Task description — Each record below should be output verbatim, without pictures.

Exercise data —
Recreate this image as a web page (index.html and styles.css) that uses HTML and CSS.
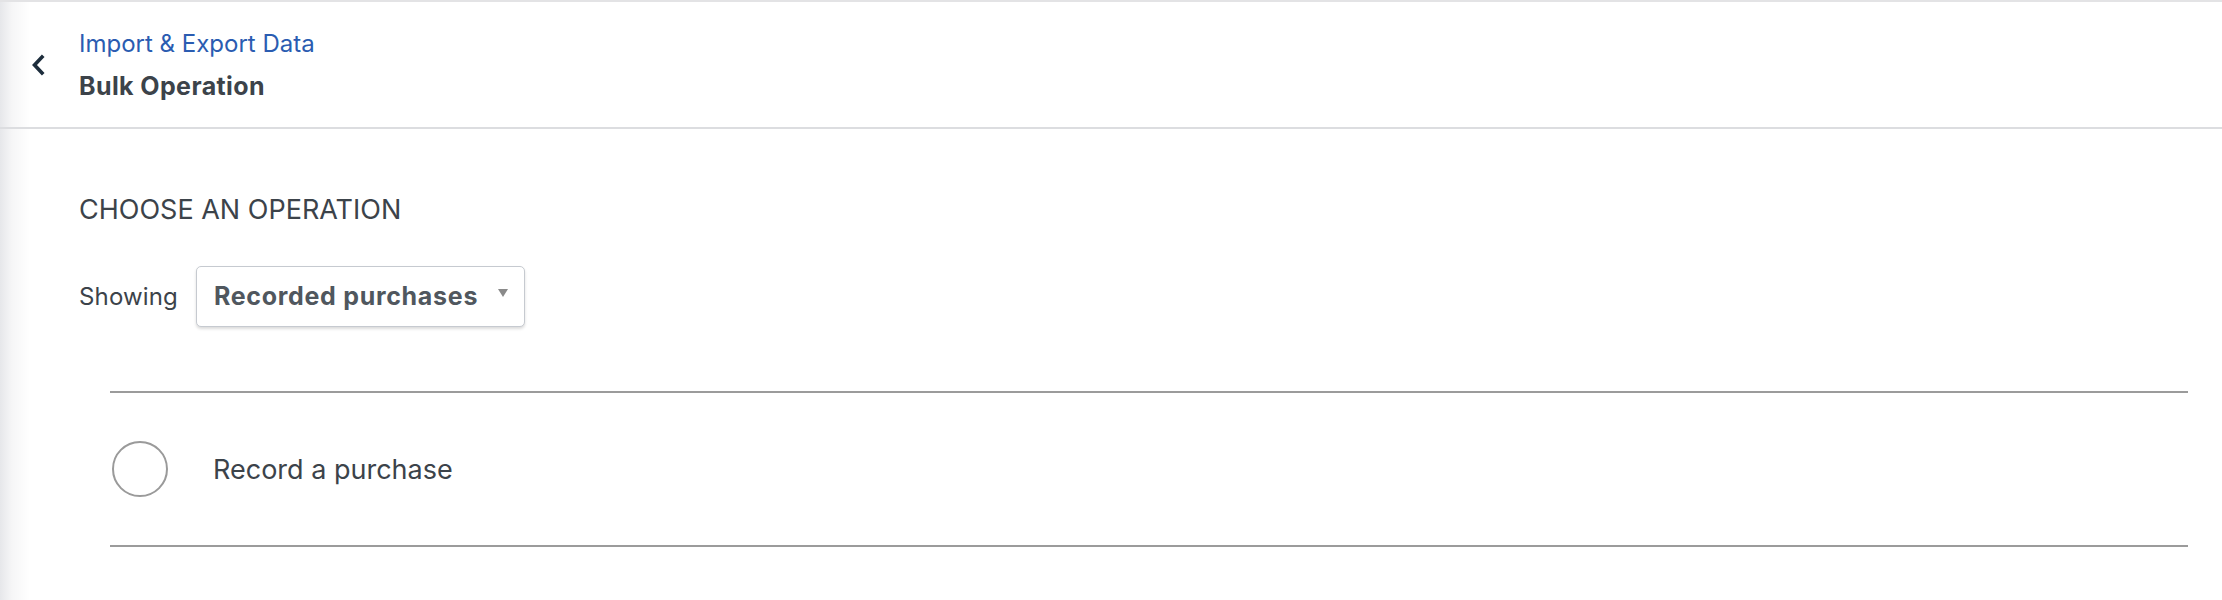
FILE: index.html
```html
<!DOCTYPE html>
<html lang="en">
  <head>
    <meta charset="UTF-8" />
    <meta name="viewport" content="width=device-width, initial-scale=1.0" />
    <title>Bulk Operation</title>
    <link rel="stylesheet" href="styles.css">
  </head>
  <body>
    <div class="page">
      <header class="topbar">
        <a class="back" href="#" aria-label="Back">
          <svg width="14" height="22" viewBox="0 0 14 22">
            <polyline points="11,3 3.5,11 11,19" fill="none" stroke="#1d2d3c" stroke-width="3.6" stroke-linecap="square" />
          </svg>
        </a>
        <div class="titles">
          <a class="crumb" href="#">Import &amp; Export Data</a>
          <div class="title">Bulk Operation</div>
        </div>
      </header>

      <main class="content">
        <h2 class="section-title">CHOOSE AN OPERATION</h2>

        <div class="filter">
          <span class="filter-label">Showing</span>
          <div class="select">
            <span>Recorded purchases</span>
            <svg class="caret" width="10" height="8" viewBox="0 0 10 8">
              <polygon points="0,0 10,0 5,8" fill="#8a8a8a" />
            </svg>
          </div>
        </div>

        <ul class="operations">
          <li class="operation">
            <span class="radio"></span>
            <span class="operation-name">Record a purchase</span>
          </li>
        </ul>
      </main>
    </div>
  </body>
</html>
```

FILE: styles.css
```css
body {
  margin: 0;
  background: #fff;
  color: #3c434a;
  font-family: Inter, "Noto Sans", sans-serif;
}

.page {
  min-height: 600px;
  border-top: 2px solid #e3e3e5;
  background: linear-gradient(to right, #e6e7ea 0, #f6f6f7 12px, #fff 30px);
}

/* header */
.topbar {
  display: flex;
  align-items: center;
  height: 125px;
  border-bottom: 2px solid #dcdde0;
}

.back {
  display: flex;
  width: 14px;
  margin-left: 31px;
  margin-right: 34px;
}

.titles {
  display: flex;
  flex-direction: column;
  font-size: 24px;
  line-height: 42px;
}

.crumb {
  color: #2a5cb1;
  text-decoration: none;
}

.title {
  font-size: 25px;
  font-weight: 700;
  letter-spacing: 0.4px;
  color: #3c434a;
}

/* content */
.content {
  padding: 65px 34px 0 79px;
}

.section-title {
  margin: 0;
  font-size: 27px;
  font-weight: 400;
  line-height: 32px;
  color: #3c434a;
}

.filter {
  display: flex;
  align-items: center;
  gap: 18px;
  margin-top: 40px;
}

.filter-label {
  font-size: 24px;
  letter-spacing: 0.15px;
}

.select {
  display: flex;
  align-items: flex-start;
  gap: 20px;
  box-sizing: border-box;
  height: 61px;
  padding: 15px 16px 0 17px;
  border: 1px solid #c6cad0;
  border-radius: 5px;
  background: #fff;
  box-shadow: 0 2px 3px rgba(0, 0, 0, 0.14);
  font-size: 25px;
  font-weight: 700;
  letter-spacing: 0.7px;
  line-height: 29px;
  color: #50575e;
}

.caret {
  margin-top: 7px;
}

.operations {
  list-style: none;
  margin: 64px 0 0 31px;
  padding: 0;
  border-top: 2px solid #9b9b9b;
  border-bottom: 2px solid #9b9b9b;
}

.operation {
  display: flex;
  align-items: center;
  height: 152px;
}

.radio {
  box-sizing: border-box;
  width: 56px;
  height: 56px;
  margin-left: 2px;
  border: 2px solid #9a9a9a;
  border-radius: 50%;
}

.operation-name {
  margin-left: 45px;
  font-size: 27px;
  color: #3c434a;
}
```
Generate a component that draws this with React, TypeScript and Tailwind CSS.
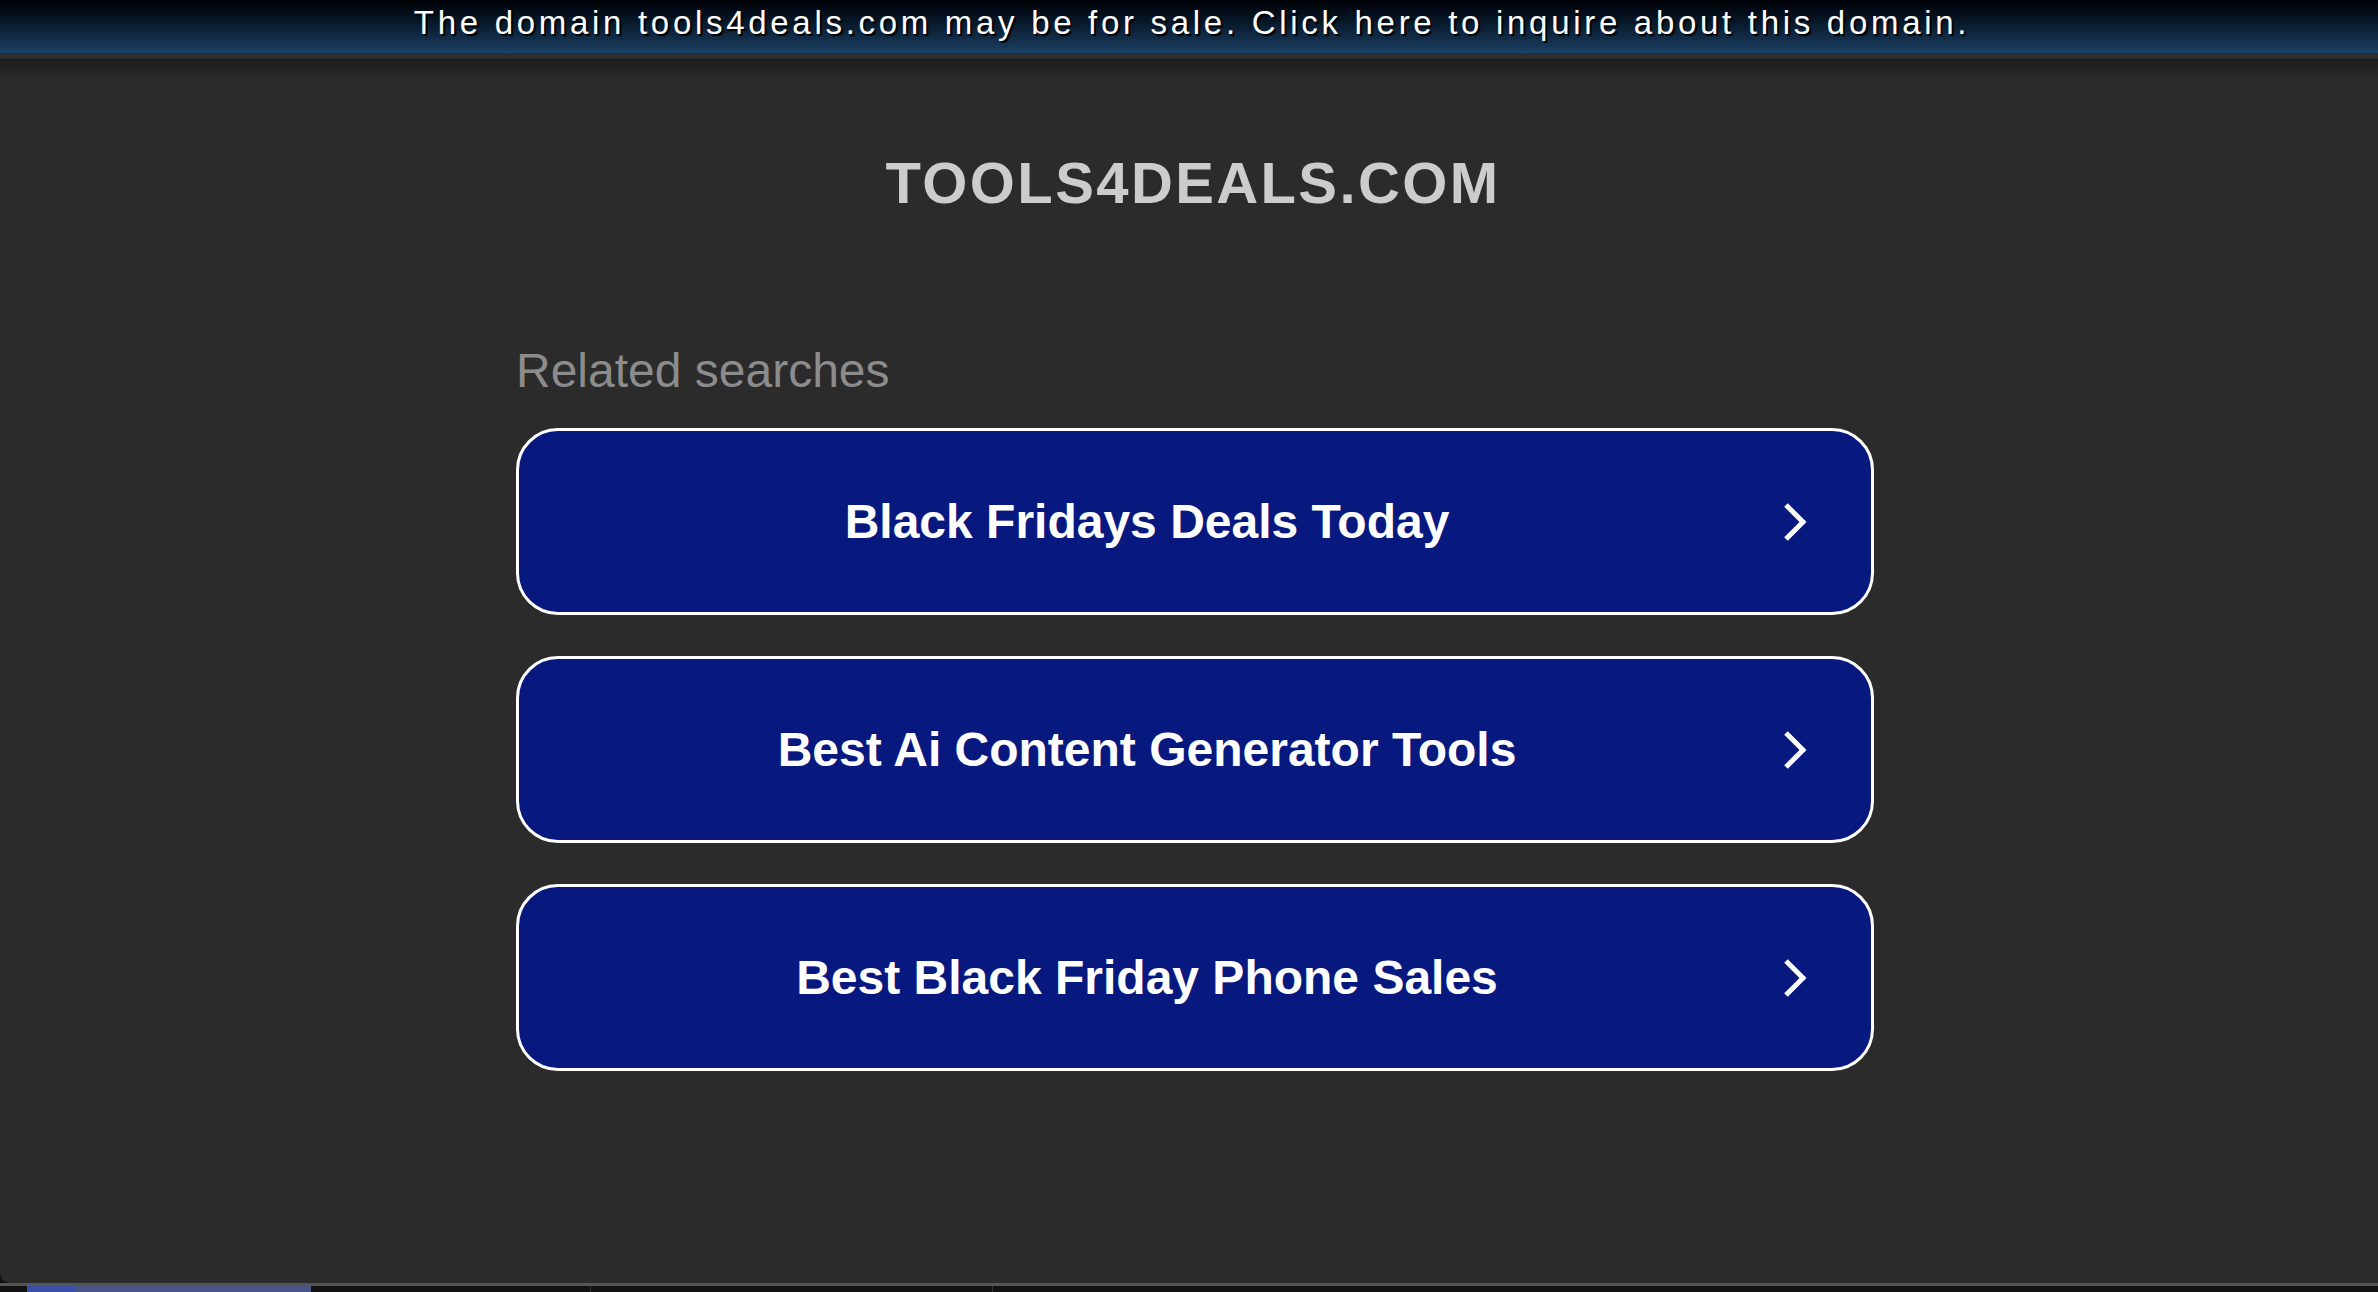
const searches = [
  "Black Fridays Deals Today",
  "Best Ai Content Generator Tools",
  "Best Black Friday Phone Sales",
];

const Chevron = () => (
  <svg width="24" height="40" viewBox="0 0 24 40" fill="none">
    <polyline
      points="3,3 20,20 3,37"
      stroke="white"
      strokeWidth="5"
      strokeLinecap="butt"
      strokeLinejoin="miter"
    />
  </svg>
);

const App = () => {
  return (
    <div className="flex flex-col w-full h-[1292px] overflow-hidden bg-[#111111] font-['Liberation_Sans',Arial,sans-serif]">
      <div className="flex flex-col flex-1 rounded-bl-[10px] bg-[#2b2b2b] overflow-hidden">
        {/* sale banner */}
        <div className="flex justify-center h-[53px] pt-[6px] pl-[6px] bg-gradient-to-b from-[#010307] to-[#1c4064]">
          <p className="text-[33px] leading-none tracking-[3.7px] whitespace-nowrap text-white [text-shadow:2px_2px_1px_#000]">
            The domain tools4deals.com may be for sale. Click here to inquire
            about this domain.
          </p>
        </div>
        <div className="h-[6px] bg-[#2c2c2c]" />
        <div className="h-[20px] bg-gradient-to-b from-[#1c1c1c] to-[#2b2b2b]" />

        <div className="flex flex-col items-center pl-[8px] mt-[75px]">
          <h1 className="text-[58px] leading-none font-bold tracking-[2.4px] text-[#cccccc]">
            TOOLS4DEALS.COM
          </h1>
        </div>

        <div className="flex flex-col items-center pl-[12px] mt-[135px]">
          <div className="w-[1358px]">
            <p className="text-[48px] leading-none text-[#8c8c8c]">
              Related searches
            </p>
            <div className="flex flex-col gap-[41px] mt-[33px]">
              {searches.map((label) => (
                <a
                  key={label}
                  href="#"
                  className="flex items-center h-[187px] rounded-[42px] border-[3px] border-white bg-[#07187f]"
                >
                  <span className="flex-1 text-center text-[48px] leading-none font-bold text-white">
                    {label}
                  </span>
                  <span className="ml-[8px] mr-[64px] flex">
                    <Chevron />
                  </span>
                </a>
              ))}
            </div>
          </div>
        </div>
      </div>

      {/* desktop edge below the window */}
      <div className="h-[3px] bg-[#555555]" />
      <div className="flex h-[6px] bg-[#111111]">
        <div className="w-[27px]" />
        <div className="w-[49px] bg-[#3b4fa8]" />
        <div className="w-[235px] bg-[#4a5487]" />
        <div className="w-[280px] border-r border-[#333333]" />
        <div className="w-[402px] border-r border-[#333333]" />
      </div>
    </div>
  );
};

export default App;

Answer in full —
Recreate this image as a web page (index.html and styles.css) that uses HTML and CSS.
FILE: index.html
```html
<!DOCTYPE html>
<html lang="en">
  <head>
    <meta charset="UTF-8" />
    <meta name="viewport" content="width=device-width, initial-scale=1.0" />
    <title>Bulk Operation</title>
    <link rel="stylesheet" href="styles.css">
  </head>
  <body>
    <div class="page">
      <header class="topbar">
        <a class="back" href="#" aria-label="Back">
          <svg width="14" height="22" viewBox="0 0 14 22">
            <polyline points="11,3 3.5,11 11,19" fill="none" stroke="#1d2d3c" stroke-width="3.6" stroke-linecap="square" />
          </svg>
        </a>
        <div class="titles">
          <a class="crumb" href="#">Import &amp; Export Data</a>
          <div class="title">Bulk Operation</div>
        </div>
      </header>

      <main class="content">
        <h2 class="section-title">CHOOSE AN OPERATION</h2>

        <div class="filter">
          <span class="filter-label">Showing</span>
          <div class="select">
            <span>Recorded purchases</span>
            <svg class="caret" width="10" height="8" viewBox="0 0 10 8">
              <polygon points="0,0 10,0 5,8" fill="#8a8a8a" />
            </svg>
          </div>
        </div>

        <ul class="operations">
          <li class="operation">
            <span class="radio"></span>
            <span class="operation-name">Record a purchase</span>
          </li>
        </ul>
      </main>
    </div>
  </body>
</html>
```

FILE: styles.css
```css
body {
  margin: 0;
  background: #fff;
  color: #3c434a;
  font-family: Inter, "Noto Sans", sans-serif;
}

.page {
  min-height: 600px;
  border-top: 2px solid #e3e3e5;
  background: linear-gradient(to right, #e6e7ea 0, #f6f6f7 12px, #fff 30px);
}

/* header */
.topbar {
  display: flex;
  align-items: center;
  height: 125px;
  border-bottom: 2px solid #dcdde0;
}

.back {
  display: flex;
  width: 14px;
  margin-left: 31px;
  margin-right: 34px;
}

.titles {
  display: flex;
  flex-direction: column;
  font-size: 24px;
  line-height: 42px;
}

.crumb {
  color: #2a5cb1;
  text-decoration: none;
}

.title {
  font-size: 25px;
  font-weight: 700;
  letter-spacing: 0.4px;
  color: #3c434a;
}

/* content */
.content {
  padding: 65px 34px 0 79px;
}

.section-title {
  margin: 0;
  font-size: 27px;
  font-weight: 400;
  line-height: 32px;
  color: #3c434a;
}

.filter {
  display: flex;
  align-items: center;
  gap: 18px;
  margin-top: 40px;
}

.filter-label {
  font-size: 24px;
  letter-spacing: 0.15px;
}

.select {
  display: flex;
  align-items: flex-start;
  gap: 20px;
  box-sizing: border-box;
  height: 61px;
  padding: 15px 16px 0 17px;
  border: 1px solid #c6cad0;
  border-radius: 5px;
  background: #fff;
  box-shadow: 0 2px 3px rgba(0, 0, 0, 0.14);
  font-size: 25px;
  font-weight: 700;
  letter-spacing: 0.7px;
  line-height: 29px;
  color: #50575e;
}

.caret {
  margin-top: 7px;
}

.operations {
  list-style: none;
  margin: 64px 0 0 31px;
  padding: 0;
  border-top: 2px solid #9b9b9b;
  border-bottom: 2px solid #9b9b9b;
}

.operation {
  display: flex;
  align-items: center;
  height: 152px;
}

.radio {
  box-sizing: border-box;
  width: 56px;
  height: 56px;
  margin-left: 2px;
  border: 2px solid #9a9a9a;
  border-radius: 50%;
}

.operation-name {
  margin-left: 45px;
  font-size: 27px;
  color: #3c434a;
}
```
Generate a component that draws this with React, TypeScript and Tailwind CSS.
const searches = [
  "Black Fridays Deals Today",
  "Best Ai Content Generator Tools",
  "Best Black Friday Phone Sales",
];

const Chevron = () => (
  <svg width="24" height="40" viewBox="0 0 24 40" fill="none">
    <polyline
      points="3,3 20,20 3,37"
      stroke="white"
      strokeWidth="5"
      strokeLinecap="butt"
      strokeLinejoin="miter"
    />
  </svg>
);

const App = () => {
  return (
    <div className="flex flex-col w-full h-[1292px] overflow-hidden bg-[#111111] font-['Liberation_Sans',Arial,sans-serif]">
      <div className="flex flex-col flex-1 rounded-bl-[10px] bg-[#2b2b2b] overflow-hidden">
        {/* sale banner */}
        <div className="flex justify-center h-[53px] pt-[6px] pl-[6px] bg-gradient-to-b from-[#010307] to-[#1c4064]">
          <p className="text-[33px] leading-none tracking-[3.7px] whitespace-nowrap text-white [text-shadow:2px_2px_1px_#000]">
            The domain tools4deals.com may be for sale. Click here to inquire
            about this domain.
          </p>
        </div>
        <div className="h-[6px] bg-[#2c2c2c]" />
        <div className="h-[20px] bg-gradient-to-b from-[#1c1c1c] to-[#2b2b2b]" />

        <div className="flex flex-col items-center pl-[8px] mt-[75px]">
          <h1 className="text-[58px] leading-none font-bold tracking-[2.4px] text-[#cccccc]">
            TOOLS4DEALS.COM
          </h1>
        </div>

        <div className="flex flex-col items-center pl-[12px] mt-[135px]">
          <div className="w-[1358px]">
            <p className="text-[48px] leading-none text-[#8c8c8c]">
              Related searches
            </p>
            <div className="flex flex-col gap-[41px] mt-[33px]">
              {searches.map((label) => (
                <a
                  key={label}
                  href="#"
                  className="flex items-center h-[187px] rounded-[42px] border-[3px] border-white bg-[#07187f]"
                >
                  <span className="flex-1 text-center text-[48px] leading-none font-bold text-white">
                    {label}
                  </span>
                  <span className="ml-[8px] mr-[64px] flex">
                    <Chevron />
                  </span>
                </a>
              ))}
            </div>
          </div>
        </div>
      </div>

      {/* desktop edge below the window */}
      <div className="h-[3px] bg-[#555555]" />
      <div className="flex h-[6px] bg-[#111111]">
        <div className="w-[27px]" />
        <div className="w-[49px] bg-[#3b4fa8]" />
        <div className="w-[235px] bg-[#4a5487]" />
        <div className="w-[280px] border-r border-[#333333]" />
        <div className="w-[402px] border-r border-[#333333]" />
      </div>
    </div>
  );
};

export default App;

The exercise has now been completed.